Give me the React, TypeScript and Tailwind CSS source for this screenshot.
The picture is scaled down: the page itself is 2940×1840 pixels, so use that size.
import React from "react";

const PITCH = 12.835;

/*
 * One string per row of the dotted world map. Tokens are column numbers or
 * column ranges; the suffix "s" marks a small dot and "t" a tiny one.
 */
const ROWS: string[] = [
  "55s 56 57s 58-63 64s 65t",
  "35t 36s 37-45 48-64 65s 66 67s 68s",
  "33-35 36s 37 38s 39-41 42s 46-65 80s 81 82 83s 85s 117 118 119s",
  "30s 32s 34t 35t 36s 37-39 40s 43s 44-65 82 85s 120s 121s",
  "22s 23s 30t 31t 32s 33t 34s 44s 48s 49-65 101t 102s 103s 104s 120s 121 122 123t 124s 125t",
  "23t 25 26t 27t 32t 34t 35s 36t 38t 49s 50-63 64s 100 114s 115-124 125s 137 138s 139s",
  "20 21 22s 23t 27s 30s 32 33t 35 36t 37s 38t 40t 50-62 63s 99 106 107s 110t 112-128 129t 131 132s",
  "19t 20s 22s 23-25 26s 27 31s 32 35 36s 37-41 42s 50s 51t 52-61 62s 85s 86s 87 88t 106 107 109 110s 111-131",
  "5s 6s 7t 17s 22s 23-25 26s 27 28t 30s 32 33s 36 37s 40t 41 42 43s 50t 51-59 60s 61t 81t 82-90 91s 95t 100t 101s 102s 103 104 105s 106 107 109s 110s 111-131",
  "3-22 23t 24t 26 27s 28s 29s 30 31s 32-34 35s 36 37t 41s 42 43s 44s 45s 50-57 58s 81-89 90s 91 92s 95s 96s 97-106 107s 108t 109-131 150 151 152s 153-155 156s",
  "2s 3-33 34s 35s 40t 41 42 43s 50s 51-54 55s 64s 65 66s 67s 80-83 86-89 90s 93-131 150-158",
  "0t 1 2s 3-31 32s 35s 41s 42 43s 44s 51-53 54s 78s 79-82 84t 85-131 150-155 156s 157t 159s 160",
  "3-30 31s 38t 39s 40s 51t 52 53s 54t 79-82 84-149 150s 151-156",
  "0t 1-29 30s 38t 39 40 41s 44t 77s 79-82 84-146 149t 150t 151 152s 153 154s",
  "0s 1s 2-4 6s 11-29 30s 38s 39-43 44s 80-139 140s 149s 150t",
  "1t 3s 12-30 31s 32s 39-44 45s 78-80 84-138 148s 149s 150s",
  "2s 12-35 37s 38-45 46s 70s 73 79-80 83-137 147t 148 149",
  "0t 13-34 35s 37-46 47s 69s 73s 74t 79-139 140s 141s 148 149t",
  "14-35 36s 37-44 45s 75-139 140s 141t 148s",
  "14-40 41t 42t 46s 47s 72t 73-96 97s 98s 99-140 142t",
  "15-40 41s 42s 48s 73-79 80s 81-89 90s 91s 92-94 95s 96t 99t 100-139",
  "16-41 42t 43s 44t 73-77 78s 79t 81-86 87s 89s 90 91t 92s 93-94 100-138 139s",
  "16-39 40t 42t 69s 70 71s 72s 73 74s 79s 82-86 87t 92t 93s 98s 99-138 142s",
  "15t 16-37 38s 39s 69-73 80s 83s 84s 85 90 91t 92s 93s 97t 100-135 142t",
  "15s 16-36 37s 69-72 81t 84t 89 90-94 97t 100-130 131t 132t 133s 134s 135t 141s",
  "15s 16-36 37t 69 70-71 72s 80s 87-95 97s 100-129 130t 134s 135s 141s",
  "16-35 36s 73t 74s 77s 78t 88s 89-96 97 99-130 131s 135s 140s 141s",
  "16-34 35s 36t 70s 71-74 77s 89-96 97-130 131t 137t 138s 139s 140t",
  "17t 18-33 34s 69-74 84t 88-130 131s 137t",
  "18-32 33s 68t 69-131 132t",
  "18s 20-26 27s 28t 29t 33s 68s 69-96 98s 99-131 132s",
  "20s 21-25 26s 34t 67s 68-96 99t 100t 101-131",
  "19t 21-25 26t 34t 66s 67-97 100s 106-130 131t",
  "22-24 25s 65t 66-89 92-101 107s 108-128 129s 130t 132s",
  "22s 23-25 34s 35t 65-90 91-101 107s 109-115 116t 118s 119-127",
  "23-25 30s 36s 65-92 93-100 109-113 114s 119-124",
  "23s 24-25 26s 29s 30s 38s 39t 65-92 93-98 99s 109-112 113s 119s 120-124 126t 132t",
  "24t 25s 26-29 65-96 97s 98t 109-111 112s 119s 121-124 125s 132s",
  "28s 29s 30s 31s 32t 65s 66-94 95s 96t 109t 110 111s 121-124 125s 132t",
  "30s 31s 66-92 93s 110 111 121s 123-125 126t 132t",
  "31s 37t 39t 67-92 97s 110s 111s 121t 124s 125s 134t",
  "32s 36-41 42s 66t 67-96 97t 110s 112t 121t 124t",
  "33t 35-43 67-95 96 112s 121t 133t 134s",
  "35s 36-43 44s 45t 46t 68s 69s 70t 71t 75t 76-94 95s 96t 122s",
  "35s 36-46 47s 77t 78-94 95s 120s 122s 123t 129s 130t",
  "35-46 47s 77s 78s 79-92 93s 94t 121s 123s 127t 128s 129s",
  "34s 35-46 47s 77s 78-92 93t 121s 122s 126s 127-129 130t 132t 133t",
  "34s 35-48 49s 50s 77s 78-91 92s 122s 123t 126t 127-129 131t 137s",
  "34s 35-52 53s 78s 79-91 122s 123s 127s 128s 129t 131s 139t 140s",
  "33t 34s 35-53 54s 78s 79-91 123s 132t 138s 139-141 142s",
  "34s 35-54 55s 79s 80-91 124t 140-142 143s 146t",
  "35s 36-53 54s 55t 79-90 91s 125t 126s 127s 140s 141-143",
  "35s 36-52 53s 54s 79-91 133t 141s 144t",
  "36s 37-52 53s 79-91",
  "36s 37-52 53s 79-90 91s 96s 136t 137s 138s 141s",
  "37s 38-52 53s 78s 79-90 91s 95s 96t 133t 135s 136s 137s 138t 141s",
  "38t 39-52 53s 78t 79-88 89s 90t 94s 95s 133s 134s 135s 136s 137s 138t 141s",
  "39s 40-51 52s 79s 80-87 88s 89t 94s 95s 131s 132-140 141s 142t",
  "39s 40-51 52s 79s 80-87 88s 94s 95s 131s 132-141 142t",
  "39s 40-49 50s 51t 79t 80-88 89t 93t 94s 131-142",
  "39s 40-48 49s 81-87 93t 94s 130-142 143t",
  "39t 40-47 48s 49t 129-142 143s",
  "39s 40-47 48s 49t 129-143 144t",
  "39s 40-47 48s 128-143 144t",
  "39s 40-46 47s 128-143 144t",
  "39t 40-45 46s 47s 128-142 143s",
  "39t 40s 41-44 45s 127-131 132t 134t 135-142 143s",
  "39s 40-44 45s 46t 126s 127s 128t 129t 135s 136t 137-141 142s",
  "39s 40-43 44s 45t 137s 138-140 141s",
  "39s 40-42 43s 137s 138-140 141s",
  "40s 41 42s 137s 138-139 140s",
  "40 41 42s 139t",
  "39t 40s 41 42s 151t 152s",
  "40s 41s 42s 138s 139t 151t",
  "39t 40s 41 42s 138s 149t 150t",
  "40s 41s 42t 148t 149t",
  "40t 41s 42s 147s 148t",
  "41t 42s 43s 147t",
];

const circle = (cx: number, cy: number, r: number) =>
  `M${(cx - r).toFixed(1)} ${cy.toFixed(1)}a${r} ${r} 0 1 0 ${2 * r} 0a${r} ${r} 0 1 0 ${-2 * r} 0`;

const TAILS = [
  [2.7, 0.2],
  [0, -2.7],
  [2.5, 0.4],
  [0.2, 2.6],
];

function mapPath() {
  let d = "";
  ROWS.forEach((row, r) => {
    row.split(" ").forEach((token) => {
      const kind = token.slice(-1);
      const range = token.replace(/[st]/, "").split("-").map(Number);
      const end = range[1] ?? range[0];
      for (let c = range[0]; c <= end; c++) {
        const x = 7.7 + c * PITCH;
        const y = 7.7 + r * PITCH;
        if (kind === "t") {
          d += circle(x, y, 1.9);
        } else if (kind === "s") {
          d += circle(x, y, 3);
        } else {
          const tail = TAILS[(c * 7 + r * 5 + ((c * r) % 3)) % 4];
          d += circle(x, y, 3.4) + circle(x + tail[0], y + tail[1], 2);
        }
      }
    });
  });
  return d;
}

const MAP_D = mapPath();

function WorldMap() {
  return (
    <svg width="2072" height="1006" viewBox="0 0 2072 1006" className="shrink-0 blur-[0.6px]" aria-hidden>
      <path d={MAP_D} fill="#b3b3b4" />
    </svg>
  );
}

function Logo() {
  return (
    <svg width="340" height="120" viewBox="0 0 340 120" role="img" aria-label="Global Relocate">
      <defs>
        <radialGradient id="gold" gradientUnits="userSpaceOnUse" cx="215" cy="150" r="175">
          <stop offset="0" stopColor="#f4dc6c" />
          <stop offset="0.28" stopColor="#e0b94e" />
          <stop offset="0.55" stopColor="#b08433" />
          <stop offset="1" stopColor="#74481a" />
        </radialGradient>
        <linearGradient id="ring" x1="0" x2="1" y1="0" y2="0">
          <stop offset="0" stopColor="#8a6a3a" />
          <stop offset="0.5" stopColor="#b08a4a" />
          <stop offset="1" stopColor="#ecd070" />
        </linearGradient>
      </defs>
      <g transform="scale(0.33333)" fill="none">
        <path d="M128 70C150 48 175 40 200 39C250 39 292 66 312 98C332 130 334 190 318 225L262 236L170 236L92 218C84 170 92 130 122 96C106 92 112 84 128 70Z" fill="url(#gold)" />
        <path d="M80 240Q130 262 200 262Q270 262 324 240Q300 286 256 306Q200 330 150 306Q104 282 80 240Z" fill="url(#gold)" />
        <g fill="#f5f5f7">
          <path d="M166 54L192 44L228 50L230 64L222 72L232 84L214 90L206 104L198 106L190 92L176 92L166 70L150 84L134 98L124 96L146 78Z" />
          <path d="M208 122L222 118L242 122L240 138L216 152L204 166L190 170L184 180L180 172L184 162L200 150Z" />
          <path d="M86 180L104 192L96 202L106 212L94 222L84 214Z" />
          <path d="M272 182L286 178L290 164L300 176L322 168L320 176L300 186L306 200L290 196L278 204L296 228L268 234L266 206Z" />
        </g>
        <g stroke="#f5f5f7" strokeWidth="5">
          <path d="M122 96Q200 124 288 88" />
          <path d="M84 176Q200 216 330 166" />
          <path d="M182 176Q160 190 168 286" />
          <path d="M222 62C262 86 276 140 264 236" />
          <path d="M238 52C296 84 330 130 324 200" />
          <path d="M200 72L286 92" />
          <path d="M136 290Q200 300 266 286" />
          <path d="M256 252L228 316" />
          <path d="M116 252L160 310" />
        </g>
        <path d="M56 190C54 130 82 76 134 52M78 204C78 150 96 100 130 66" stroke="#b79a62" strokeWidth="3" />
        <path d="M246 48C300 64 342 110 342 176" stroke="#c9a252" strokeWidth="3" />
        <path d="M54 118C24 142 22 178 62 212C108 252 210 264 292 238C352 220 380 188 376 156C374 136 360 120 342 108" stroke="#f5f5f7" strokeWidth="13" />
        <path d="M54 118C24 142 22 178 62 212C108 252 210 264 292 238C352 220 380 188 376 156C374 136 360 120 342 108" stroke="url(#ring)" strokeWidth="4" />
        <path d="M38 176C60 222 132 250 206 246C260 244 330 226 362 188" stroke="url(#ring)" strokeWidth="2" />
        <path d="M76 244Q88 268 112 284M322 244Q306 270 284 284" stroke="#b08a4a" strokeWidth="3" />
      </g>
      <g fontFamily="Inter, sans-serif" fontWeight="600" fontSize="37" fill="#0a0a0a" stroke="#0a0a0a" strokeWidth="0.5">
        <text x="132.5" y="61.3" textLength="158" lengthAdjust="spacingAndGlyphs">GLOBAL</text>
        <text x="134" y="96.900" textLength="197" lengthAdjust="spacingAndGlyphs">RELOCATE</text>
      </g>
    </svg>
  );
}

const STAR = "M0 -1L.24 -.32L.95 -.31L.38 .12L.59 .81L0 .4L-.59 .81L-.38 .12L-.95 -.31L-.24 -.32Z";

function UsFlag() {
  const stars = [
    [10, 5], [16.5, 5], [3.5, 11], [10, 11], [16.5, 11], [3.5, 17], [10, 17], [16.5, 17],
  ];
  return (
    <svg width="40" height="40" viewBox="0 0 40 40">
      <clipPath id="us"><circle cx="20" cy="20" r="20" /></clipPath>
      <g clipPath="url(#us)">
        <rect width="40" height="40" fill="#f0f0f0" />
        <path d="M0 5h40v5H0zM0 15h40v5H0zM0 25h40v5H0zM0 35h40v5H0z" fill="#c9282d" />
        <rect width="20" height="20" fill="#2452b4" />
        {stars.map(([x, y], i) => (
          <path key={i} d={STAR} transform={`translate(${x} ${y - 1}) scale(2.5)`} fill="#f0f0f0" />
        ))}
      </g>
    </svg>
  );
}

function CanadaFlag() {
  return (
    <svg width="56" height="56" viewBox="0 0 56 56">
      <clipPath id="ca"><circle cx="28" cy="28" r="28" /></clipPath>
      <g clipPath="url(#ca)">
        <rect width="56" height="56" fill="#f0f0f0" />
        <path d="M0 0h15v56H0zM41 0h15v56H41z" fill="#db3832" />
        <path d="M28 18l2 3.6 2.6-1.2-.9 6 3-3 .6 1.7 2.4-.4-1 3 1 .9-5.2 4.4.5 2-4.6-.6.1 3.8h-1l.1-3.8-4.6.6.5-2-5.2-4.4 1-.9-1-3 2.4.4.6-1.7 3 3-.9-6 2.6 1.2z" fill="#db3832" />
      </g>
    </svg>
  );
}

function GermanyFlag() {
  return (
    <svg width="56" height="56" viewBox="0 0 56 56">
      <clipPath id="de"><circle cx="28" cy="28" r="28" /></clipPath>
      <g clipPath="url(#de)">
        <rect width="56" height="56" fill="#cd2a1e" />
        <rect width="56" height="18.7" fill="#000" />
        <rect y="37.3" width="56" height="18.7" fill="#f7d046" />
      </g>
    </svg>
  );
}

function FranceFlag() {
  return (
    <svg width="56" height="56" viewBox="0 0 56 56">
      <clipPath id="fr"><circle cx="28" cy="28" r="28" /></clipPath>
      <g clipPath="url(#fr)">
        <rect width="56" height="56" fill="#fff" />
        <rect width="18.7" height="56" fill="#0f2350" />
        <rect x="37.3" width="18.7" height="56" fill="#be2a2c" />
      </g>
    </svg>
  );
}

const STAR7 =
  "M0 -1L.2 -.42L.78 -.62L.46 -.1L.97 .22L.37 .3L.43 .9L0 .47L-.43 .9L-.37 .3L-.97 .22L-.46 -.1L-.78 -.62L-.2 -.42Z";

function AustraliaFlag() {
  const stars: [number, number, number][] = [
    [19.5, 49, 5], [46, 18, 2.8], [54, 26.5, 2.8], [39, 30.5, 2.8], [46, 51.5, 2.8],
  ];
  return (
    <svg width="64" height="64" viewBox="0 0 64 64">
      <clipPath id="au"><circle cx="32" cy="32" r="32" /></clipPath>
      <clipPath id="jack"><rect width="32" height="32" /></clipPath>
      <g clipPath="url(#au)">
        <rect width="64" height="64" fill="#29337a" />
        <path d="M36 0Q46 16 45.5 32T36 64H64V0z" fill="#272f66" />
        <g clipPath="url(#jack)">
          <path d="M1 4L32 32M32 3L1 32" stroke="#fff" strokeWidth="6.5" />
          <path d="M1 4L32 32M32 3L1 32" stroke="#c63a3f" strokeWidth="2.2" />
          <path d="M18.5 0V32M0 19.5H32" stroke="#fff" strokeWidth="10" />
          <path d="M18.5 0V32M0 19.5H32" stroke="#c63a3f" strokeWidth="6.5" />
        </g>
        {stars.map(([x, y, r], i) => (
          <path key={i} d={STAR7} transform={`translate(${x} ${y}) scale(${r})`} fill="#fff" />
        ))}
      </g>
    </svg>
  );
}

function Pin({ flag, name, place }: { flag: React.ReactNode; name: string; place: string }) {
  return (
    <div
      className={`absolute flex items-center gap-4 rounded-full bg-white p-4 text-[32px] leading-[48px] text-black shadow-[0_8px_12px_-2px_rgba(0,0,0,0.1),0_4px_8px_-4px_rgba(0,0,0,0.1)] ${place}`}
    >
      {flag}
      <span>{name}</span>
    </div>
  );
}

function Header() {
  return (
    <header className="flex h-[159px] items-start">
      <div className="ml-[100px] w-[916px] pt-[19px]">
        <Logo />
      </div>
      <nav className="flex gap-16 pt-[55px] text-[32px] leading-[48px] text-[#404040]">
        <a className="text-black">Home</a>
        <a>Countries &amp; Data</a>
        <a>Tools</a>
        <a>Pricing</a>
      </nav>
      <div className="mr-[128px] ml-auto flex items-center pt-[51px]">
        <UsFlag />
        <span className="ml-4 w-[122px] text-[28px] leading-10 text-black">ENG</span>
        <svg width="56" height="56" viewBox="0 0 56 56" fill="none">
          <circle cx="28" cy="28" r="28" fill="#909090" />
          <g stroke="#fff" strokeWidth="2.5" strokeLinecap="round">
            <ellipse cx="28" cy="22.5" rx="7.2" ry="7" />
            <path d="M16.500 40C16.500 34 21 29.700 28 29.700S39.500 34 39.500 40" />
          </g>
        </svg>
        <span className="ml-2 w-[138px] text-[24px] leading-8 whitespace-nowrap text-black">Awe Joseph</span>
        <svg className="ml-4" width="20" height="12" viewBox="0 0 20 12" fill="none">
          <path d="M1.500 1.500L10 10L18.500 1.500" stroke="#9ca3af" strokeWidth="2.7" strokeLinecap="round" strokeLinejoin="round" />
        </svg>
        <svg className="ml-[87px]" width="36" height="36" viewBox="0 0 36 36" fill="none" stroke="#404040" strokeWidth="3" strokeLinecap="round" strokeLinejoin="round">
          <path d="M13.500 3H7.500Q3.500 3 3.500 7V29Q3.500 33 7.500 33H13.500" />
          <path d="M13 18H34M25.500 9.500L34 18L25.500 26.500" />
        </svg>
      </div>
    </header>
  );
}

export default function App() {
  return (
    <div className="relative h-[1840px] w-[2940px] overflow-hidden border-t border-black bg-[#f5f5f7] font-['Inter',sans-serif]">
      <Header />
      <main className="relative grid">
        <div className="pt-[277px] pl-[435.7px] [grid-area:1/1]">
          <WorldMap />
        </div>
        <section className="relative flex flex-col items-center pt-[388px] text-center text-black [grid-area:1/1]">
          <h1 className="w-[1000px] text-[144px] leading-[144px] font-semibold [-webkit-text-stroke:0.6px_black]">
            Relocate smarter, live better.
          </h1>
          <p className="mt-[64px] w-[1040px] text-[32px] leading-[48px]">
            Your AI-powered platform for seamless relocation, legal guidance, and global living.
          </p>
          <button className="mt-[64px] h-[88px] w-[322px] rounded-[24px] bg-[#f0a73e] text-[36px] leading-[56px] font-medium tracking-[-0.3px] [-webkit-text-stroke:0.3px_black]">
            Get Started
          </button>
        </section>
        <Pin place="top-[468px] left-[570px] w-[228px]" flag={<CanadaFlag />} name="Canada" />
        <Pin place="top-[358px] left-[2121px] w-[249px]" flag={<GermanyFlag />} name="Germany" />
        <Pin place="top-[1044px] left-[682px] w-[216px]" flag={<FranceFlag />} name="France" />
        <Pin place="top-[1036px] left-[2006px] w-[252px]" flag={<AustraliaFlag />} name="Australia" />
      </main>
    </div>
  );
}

THE PROBLEM — Repeat exactly the lines from the one that contains "The picture is" through the one that contains "const PITCH = 12.835;", and only those.

COMPLETE ANSWER —
The picture is scaled down: the page itself is 2940×1840 pixels, so use that size.
import React from "react";

const PITCH = 12.835;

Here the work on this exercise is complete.